(Records with interface code)
========

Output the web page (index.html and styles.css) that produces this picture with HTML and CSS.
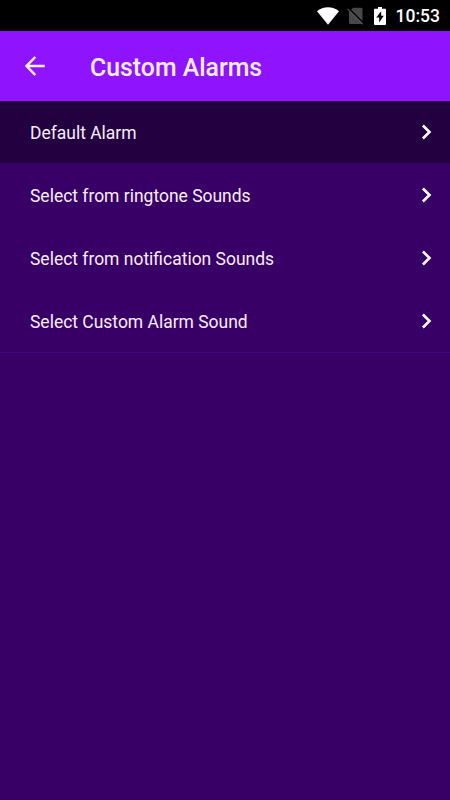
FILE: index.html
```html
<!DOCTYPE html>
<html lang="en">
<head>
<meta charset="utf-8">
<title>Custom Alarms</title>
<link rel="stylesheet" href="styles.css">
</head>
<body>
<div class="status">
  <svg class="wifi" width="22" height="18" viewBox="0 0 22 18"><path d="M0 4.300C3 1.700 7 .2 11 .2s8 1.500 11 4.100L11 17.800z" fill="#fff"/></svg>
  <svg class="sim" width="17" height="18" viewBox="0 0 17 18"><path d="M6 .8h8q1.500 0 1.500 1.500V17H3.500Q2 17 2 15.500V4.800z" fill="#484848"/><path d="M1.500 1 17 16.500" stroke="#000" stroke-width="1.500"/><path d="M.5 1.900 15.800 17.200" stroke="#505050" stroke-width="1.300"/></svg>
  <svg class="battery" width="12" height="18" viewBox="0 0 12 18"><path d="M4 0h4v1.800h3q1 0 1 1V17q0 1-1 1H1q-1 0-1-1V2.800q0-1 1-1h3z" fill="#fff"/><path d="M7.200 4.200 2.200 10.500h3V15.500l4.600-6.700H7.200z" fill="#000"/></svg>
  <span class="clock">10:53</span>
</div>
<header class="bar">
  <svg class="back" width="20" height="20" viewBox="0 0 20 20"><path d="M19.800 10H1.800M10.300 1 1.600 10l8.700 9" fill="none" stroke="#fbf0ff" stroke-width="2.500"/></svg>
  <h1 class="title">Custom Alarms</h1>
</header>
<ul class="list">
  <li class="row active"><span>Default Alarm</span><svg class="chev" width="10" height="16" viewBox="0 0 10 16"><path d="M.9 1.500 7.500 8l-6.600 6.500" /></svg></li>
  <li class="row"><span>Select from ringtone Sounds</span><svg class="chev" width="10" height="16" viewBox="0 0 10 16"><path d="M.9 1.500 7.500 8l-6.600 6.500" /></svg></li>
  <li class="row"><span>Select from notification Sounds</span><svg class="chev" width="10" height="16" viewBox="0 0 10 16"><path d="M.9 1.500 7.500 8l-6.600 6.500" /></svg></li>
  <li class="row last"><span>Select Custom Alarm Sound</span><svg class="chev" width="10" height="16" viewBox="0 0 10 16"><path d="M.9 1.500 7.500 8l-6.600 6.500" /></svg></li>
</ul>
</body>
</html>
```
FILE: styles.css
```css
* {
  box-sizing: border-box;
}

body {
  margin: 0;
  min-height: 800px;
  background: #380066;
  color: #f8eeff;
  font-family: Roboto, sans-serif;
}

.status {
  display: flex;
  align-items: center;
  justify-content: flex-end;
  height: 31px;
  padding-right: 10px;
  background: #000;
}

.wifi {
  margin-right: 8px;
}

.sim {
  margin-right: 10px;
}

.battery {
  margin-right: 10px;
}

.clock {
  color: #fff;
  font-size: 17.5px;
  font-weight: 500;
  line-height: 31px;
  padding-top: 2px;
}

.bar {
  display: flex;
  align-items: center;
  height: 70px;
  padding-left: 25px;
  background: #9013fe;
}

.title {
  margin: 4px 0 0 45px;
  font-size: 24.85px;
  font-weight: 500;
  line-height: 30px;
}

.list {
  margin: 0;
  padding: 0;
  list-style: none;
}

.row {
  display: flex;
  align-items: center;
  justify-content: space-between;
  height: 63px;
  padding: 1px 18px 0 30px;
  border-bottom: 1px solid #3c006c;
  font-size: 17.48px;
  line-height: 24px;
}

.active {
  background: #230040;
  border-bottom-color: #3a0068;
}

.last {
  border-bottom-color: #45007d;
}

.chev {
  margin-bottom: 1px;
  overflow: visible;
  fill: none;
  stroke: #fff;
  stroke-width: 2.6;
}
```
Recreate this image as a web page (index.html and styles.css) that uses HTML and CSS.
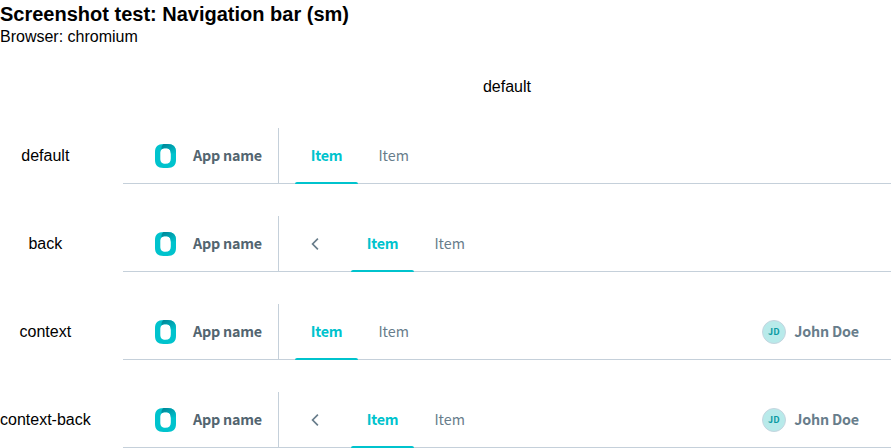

========

OBJECTIVE
Skip the pictures and transcribe the rest of the records exactly.

TASK RESULT
Output the web page (index.html and styles.css) that produces this picture with HTML and CSS.
FILE: index.html
```html
<!DOCTYPE html>
<html lang="en">
<head>
<meta charset="utf-8">
<title>Custom Alarms</title>
<link rel="stylesheet" href="styles.css">
</head>
<body>
<div class="status">
  <svg class="wifi" width="22" height="18" viewBox="0 0 22 18"><path d="M0 4.300C3 1.700 7 .2 11 .2s8 1.500 11 4.100L11 17.800z" fill="#fff"/></svg>
  <svg class="sim" width="17" height="18" viewBox="0 0 17 18"><path d="M6 .8h8q1.500 0 1.500 1.500V17H3.500Q2 17 2 15.500V4.800z" fill="#484848"/><path d="M1.500 1 17 16.500" stroke="#000" stroke-width="1.500"/><path d="M.5 1.900 15.800 17.200" stroke="#505050" stroke-width="1.300"/></svg>
  <svg class="battery" width="12" height="18" viewBox="0 0 12 18"><path d="M4 0h4v1.800h3q1 0 1 1V17q0 1-1 1H1q-1 0-1-1V2.800q0-1 1-1h3z" fill="#fff"/><path d="M7.200 4.200 2.200 10.500h3V15.500l4.600-6.700H7.200z" fill="#000"/></svg>
  <span class="clock">10:53</span>
</div>
<header class="bar">
  <svg class="back" width="20" height="20" viewBox="0 0 20 20"><path d="M19.800 10H1.800M10.300 1 1.600 10l8.700 9" fill="none" stroke="#fbf0ff" stroke-width="2.500"/></svg>
  <h1 class="title">Custom Alarms</h1>
</header>
<ul class="list">
  <li class="row active"><span>Default Alarm</span><svg class="chev" width="10" height="16" viewBox="0 0 10 16"><path d="M.9 1.500 7.500 8l-6.600 6.500" /></svg></li>
  <li class="row"><span>Select from ringtone Sounds</span><svg class="chev" width="10" height="16" viewBox="0 0 10 16"><path d="M.9 1.500 7.500 8l-6.600 6.500" /></svg></li>
  <li class="row"><span>Select from notification Sounds</span><svg class="chev" width="10" height="16" viewBox="0 0 10 16"><path d="M.9 1.500 7.500 8l-6.600 6.500" /></svg></li>
  <li class="row last"><span>Select Custom Alarm Sound</span><svg class="chev" width="10" height="16" viewBox="0 0 10 16"><path d="M.9 1.500 7.500 8l-6.600 6.500" /></svg></li>
</ul>
</body>
</html>
```
FILE: styles.css
```css
* {
  box-sizing: border-box;
}

body {
  margin: 0;
  min-height: 800px;
  background: #380066;
  color: #f8eeff;
  font-family: Roboto, sans-serif;
}

.status {
  display: flex;
  align-items: center;
  justify-content: flex-end;
  height: 31px;
  padding-right: 10px;
  background: #000;
}

.wifi {
  margin-right: 8px;
}

.sim {
  margin-right: 10px;
}

.battery {
  margin-right: 10px;
}

.clock {
  color: #fff;
  font-size: 17.5px;
  font-weight: 500;
  line-height: 31px;
  padding-top: 2px;
}

.bar {
  display: flex;
  align-items: center;
  height: 70px;
  padding-left: 25px;
  background: #9013fe;
}

.title {
  margin: 4px 0 0 45px;
  font-size: 24.85px;
  font-weight: 500;
  line-height: 30px;
}

.list {
  margin: 0;
  padding: 0;
  list-style: none;
}

.row {
  display: flex;
  align-items: center;
  justify-content: space-between;
  height: 63px;
  padding: 1px 18px 0 30px;
  border-bottom: 1px solid #3c006c;
  font-size: 17.48px;
  line-height: 24px;
}

.active {
  background: #230040;
  border-bottom-color: #3a0068;
}

.last {
  border-bottom-color: #45007d;
}

.chev {
  margin-bottom: 1px;
  overflow: visible;
  fill: none;
  stroke: #fff;
  stroke-width: 2.6;
}
```
Recreate this image as a web page (index.html and styles.css) that uses HTML and CSS.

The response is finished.